Quali previsioni aspettarci adesso? Quali altri attentati e stragi impunite violeranno ancora la libertà di esseri umani indifesi? Quanto sangue innocente dovrà ancora scorrere per placare la sete di vendetta estremista? Quali sospetti saranno realmente puniti, pur invisi all’opinione pubblica mondiale, e quanti circoleranno ancora liberi per ordire altre trame maligne e infami? Quanti si sporcheranno ancora le mani e la coscienza col sangue innocente che zampilla a fiotti scuro come sangue di animali al macello?
E quanto terreno brullo, in quelle terre lontane, eppure così vicine alla nostra sensibilità, a furia di martoriarlo ancora, sarà vivido e acceso come una pozzanghera di sangue, chiazza di vergogna rappresa sul volto di immondi assassini, e impronta indelebile quanto indicibile di un male oscuro che ci circonda?

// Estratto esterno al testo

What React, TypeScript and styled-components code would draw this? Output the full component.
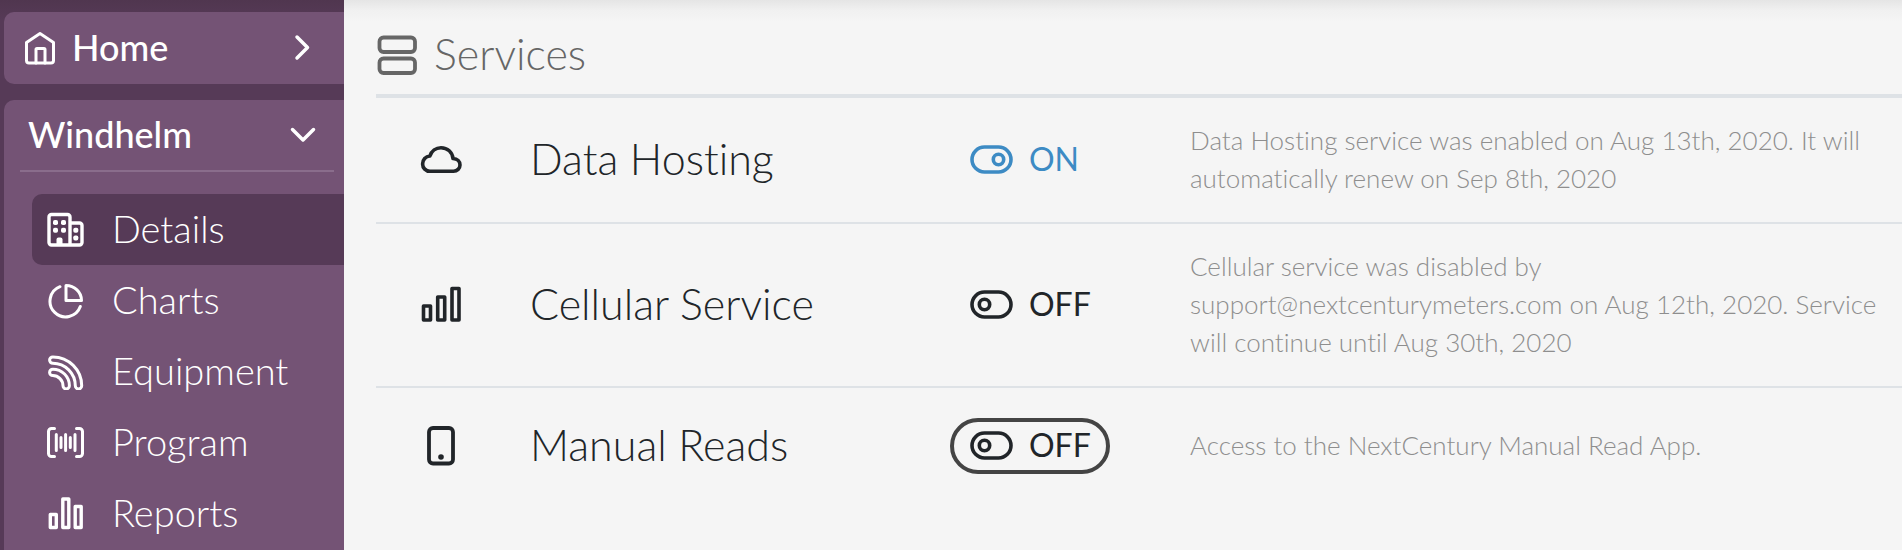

Ai posteri l’ardua sentenza?!…
Oppure sarebbe ora che la drammatica situazione somala divenisse una priorità nell’agenda politica internazionale, una matassa da sbrogliare e di cui farsi carico non solo dal punto di vista umanitario, ma anche strettamente politico, per un intervento diretto in una realtà scomoda e tormentata, che, con la sua instabilità interna, minaccia la stabilità, sia pur precaria, dei paesi confinanti – che pure aprono i confini ai profughi somali, impedendo però loro un inserimento effettivo nelle strutture del paese accogliente – incluso il Kenya.